## Start Stored data

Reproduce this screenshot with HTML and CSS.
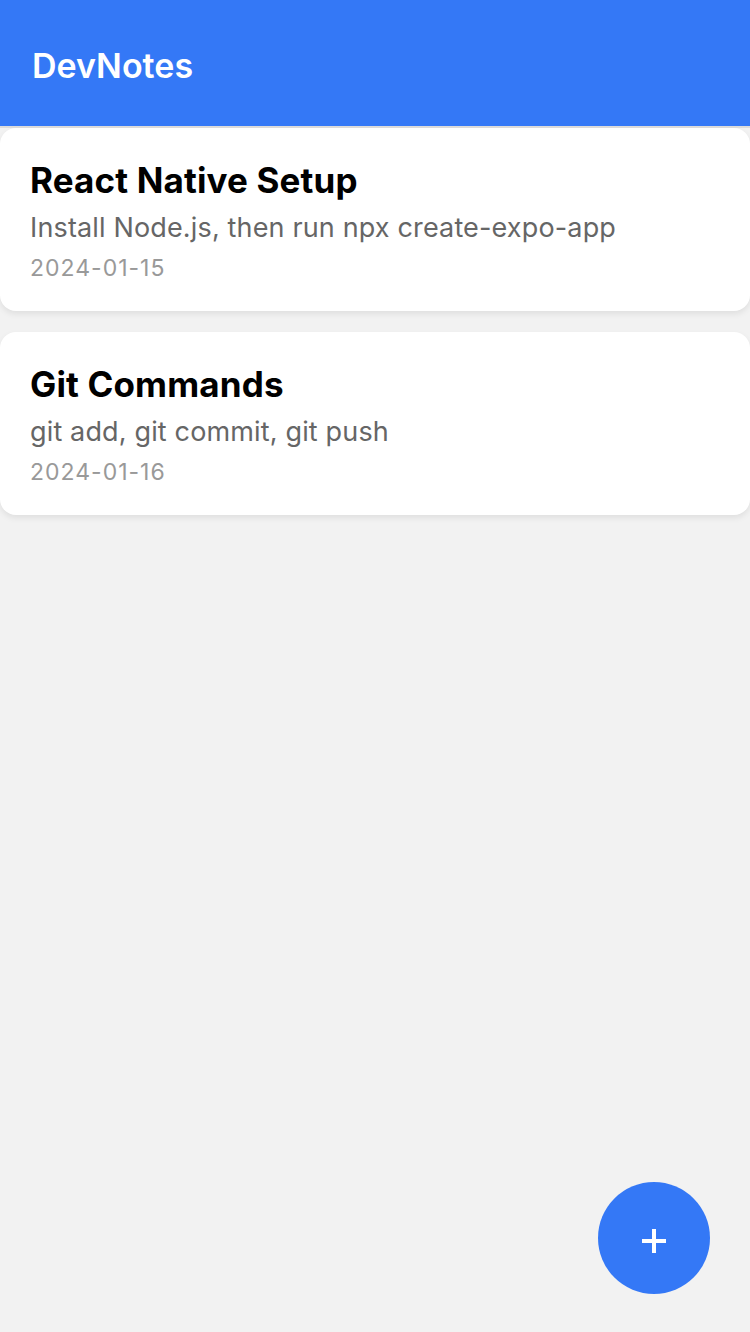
FILE: index.html
```html
<!DOCTYPE html>
<html>
<head>
<meta charset="utf-8">
<link rel="stylesheet" href="styles.css">
</head>
<body>
<div class="app">
  <header class="header"><h1 class="header-title">DevNotes</h1></header>
  <main class="list">
    <article class="card">
      <h2 class="card-title">React Native Setup</h2>
      <p class="card-body">Install Node.js, then run npx create-expo-app</p>
      <p class="card-date">2024-01-15</p>
    </article>
    <article class="card">
      <h2 class="card-title">Git Commands</h2>
      <p class="card-body">git add, git commit, git push</p>
      <p class="card-date">2024-01-16</p>
    </article>
  </main>
  <button class="fab" aria-label="Add note">
    <svg width="26" height="26" viewBox="0 0 26 26"><path d="M13 1v24M1 13h24" stroke="#fff" stroke-width="4" fill="none"/></svg>
  </button>
</div>
</body>
</html>
```
FILE: styles.css
```css
* { box-sizing: border-box; }
html, body { margin: 0; padding: 0; }
body {
  background: #f2f2f2;
  font-family: Inter, "Noto Sans", sans-serif;
  width: 750px;
  height: 1332px;
  overflow: hidden;
}
.app { position: relative; height: 1332px; }
.header {
  height: 128px;
  background: #3478f6;
  border-bottom: 2px solid #dcdcdc;
  display: flex;
  align-items: center;
  padding: 4px 32px 0;
}
.header-title {
  margin: 0;
  color: #fff;
  font-size: 34px;
  font-weight: 600;
}
.list {
  display: flex;
  flex-direction: column;
  gap: 21px;
}
.card {
  background: #fff;
  border-radius: 16px;
  padding: 30px 30px 28px;
  height: 183px;
  box-shadow: 0 3px 6px rgba(0,0,0,0.08);
}
.card-title {
  margin: 0;
  font-size: 35px;
  font-weight: 700;
  color: #000;
  line-height: 44px;
  letter-spacing: 0.15px;
}
.card-body {
  margin: 10px 0 0;
  font-size: 27px;
  color: #666;
  line-height: 32px;
  letter-spacing: 0.15px;
}
.card-date {
  margin: 10px 0 0;
  font-size: 23px;
  color: #999;
  line-height: 28px;
  letter-spacing: 1px;
}
.fab {
  position: absolute;
  right: 40px;
  bottom: 38px;
  width: 112px;
  height: 112px;
  border-radius: 50%;
  background: #3478f6;
  border: none;
  display: flex;
  align-items: center;
  justify-content: center;
  padding: 0;
  padding-top: 6px;
}
```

## End Stored data

• _Directions_:
Your task is an exact transcription of all the data, minus the pictures.

• _Full solution_:
Reproduce this screenshot with HTML and CSS.
FILE: index.html
```html
<!DOCTYPE html>
<html>
<head>
<meta charset="utf-8">
<link rel="stylesheet" href="styles.css">
</head>
<body>
<div class="app">
  <header class="header"><h1 class="header-title">DevNotes</h1></header>
  <main class="list">
    <article class="card">
      <h2 class="card-title">React Native Setup</h2>
      <p class="card-body">Install Node.js, then run npx create-expo-app</p>
      <p class="card-date">2024-01-15</p>
    </article>
    <article class="card">
      <h2 class="card-title">Git Commands</h2>
      <p class="card-body">git add, git commit, git push</p>
      <p class="card-date">2024-01-16</p>
    </article>
  </main>
  <button class="fab" aria-label="Add note">
    <svg width="26" height="26" viewBox="0 0 26 26"><path d="M13 1v24M1 13h24" stroke="#fff" stroke-width="4" fill="none"/></svg>
  </button>
</div>
</body>
</html>
```
FILE: styles.css
```css
* { box-sizing: border-box; }
html, body { margin: 0; padding: 0; }
body {
  background: #f2f2f2;
  font-family: Inter, "Noto Sans", sans-serif;
  width: 750px;
  height: 1332px;
  overflow: hidden;
}
.app { position: relative; height: 1332px; }
.header {
  height: 128px;
  background: #3478f6;
  border-bottom: 2px solid #dcdcdc;
  display: flex;
  align-items: center;
  padding: 4px 32px 0;
}
.header-title {
  margin: 0;
  color: #fff;
  font-size: 34px;
  font-weight: 600;
}
.list {
  display: flex;
  flex-direction: column;
  gap: 21px;
}
.card {
  background: #fff;
  border-radius: 16px;
  padding: 30px 30px 28px;
  height: 183px;
  box-shadow: 0 3px 6px rgba(0,0,0,0.08);
}
.card-title {
  margin: 0;
  font-size: 35px;
  font-weight: 700;
  color: #000;
  line-height: 44px;
  letter-spacing: 0.15px;
}
.card-body {
  margin: 10px 0 0;
  font-size: 27px;
  color: #666;
  line-height: 32px;
  letter-spacing: 0.15px;
}
.card-date {
  margin: 10px 0 0;
  font-size: 23px;
  color: #999;
  line-height: 28px;
  letter-spacing: 1px;
}
.fab {
  position: absolute;
  right: 40px;
  bottom: 38px;
  width: 112px;
  height: 112px;
  border-radius: 50%;
  background: #3478f6;
  border: none;
  display: flex;
  align-items: center;
  justify-content: center;
  padding: 0;
  padding-top: 6px;
}
```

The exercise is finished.